Testing and Code Review with AI Agents

Your AI agent wrote 200 lines of code in 3 minutes. Now what. If you merge without reviewing, you're gambling. If you review line-by-line, you've lost the speed advantage. Code review with agents needs a different strategy — not more relaxed, but smarter.

The review paradox

AI is fast at generating code. So fast it creates a new bottleneck: review. Before, the bottleneck was writing code. Now it's validating it.

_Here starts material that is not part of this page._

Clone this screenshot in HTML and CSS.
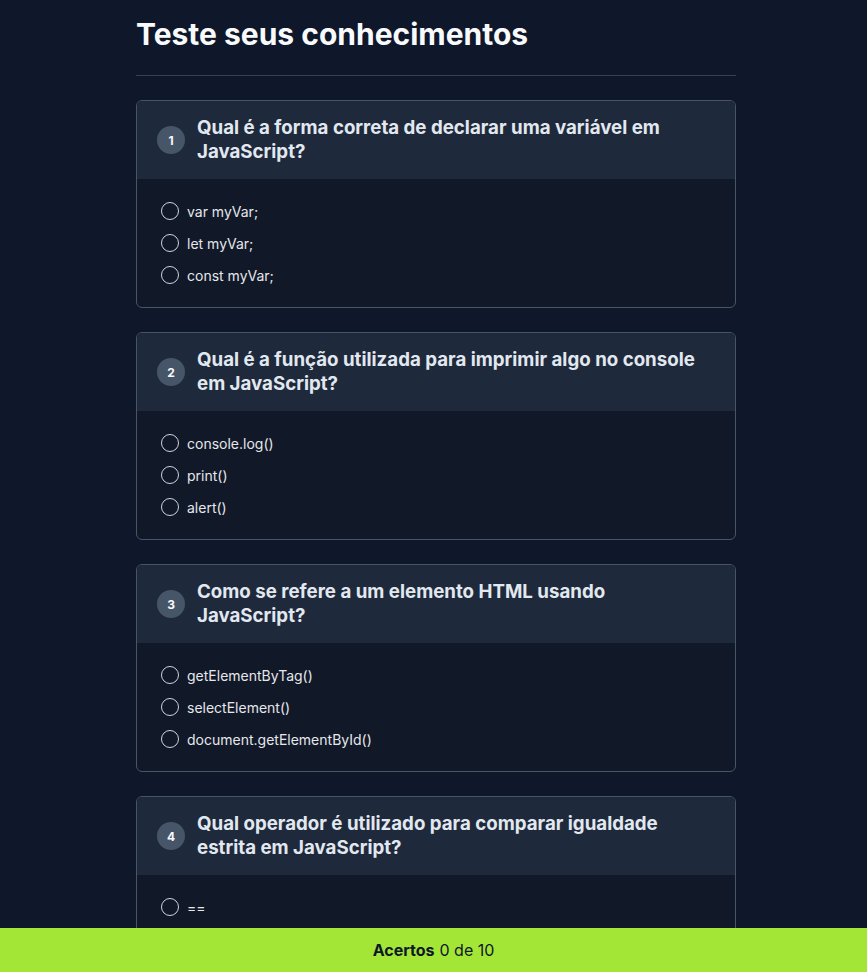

You can't skip review — generated code has subtle errors, inconsistent patterns, and decisions no agent can make for you. But you also can't review everything at the same level of detail as before. You need a system that filters the obvious stuff and lets you focus on what matters.

My review checklist

After months reviewing agent-generated code, these are the five things I always check. It's not an exhaustive review — it's a quick filter that catches 80% of the problems.

Code Review Checklist

1async function deleteUsers(data: any) {
2  const res = await fetch("/api/users", {
3    method: "DELETE",
4    body: JSON.stringify(data),
5  });
6  console.log(res);
7  return res.json();
8}

Review confidence0/5

Let's go through each one:

Does it match intent? The most common error isn't that the code breaks — it's that it does something different from what you asked. The agent interpreted your prompt one way, you meant another. This is the most important check and the one only a human can do.

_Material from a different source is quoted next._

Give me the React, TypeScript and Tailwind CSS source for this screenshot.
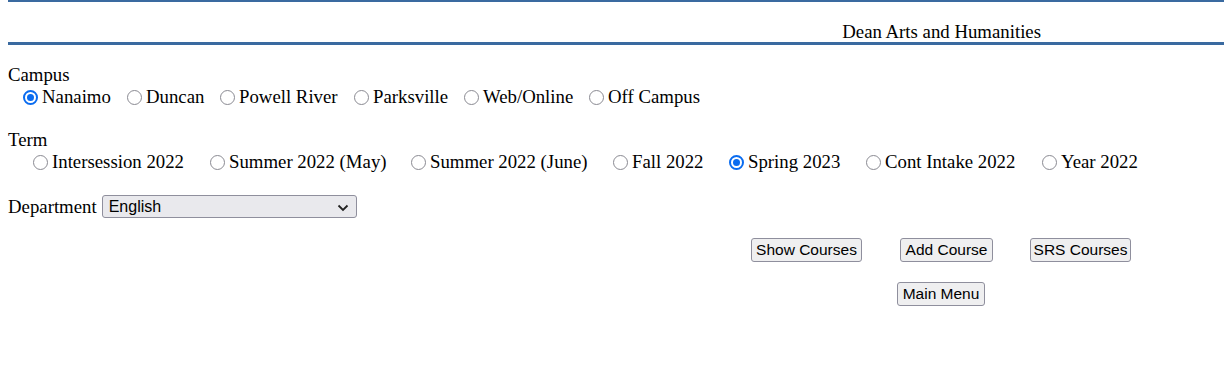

Type safety ok? Agents love any. They also skip null checks, ignore API errors, and assume data always arrives in the expected format. A quick type review catches problems that become production bugs later.

Follows codebase patterns? The agent can generate functional code that looks nothing like the rest of your project. Uses console.log instead of your logger, creates duplicate utils, ignores naming conventions. Code that works but nobody recognizes as theirs.

Inputs validated? Any data coming from outside — user input, APIs, query params — needs validation. Agents tend to trust that data is always correct. In production, it never is.

Edge cases covered? Empty data, network errors, timeouts, arrays with a single element, strings with special characters. Agents cover the happy path. Edge cases are your responsibility.

Agents reviewing agents

The idea sounds recursive, but it works: using a code review agent as a first filter before you look at the code. It doesn't replace your review — it makes it shorter.

What I do: after the agent generates code, I ask it to review the output against a set of rules. The project's CLAUDE.md already has the conventions. The agent compares the output against those conventions and flags inconsistencies.

The human reviews the review. Sounds redundant, but the total time is less than reviewing all the code directly. The agent catches mechanical problems. You focus on design problems.

When automated review gets it right

Agents are good at catching things humans overlook out of tedium:

Broken patterns across many files — If you renamed a convention and three files didn't get updated, the agent finds it.
Unused imports — You ignore them, the agent lists them all.
Inconsistent naming — getUserData in one file, fetchUserInfo in another. The agent spots the divergence.
Duplicate code — Two utils doing the same thing with different names. The agent compares and flags.

This kind of review is tedious for humans and trivial for agents. Delegating it makes sense.

When automated review fails

Agents can't validate:

Business logic — Does this price calculation include taxes? Does the discount apply before or after shipping? Only someone who understands the domain can verify this.
UX decisions — Does this loading state communicate what's happening? Does the error message help the user solve the problem? Human judgment.
Is this the right approach? — The code can be perfect and still be the wrong solution. The agent doesn't know if you should have used a webhook instead of polling, or if that feature should exist at all.
Team context — Undocumented agreements, historical decisions, reasons something was done a certain way. If it's not in the codebase, the agent doesn't know it.

A workflow that works

My current flow:

Write with agent — Clear prompt, defined spec, codebase context available
Auto-review — The agent reviews its own output against project conventions
Auto-fix — Mechanical problems (imports, formatting, types) get fixed before I see them
Human review — I review intent, business logic, edge cases, and architecture decisions
Ship — With confidence, because both review layers already passed

The human review is shorter because the obvious stuff is already resolved. I don't spend time pointing out console.log or any types — that's already caught. My attention goes to the questions only I can answer.

Conclusion

The goal isn't zero human review. It's making human review time count. Every minute you spend checking an unused import is a minute you don't spend evaluating whether the architecture scales or whether the feature solves the right problem.

Agents are good at catching mechanical errors. Humans are good at evaluating intent, context, and consequences. A good review workflow uses each for what they're best at.

This is the ninth article in the series. The first was about the tools I use. The second about why they fail and how to fix it. The previous one about planning before coding with SDD. This one closes the loop — the code is generated, now you need to make sure it deserves to reach production.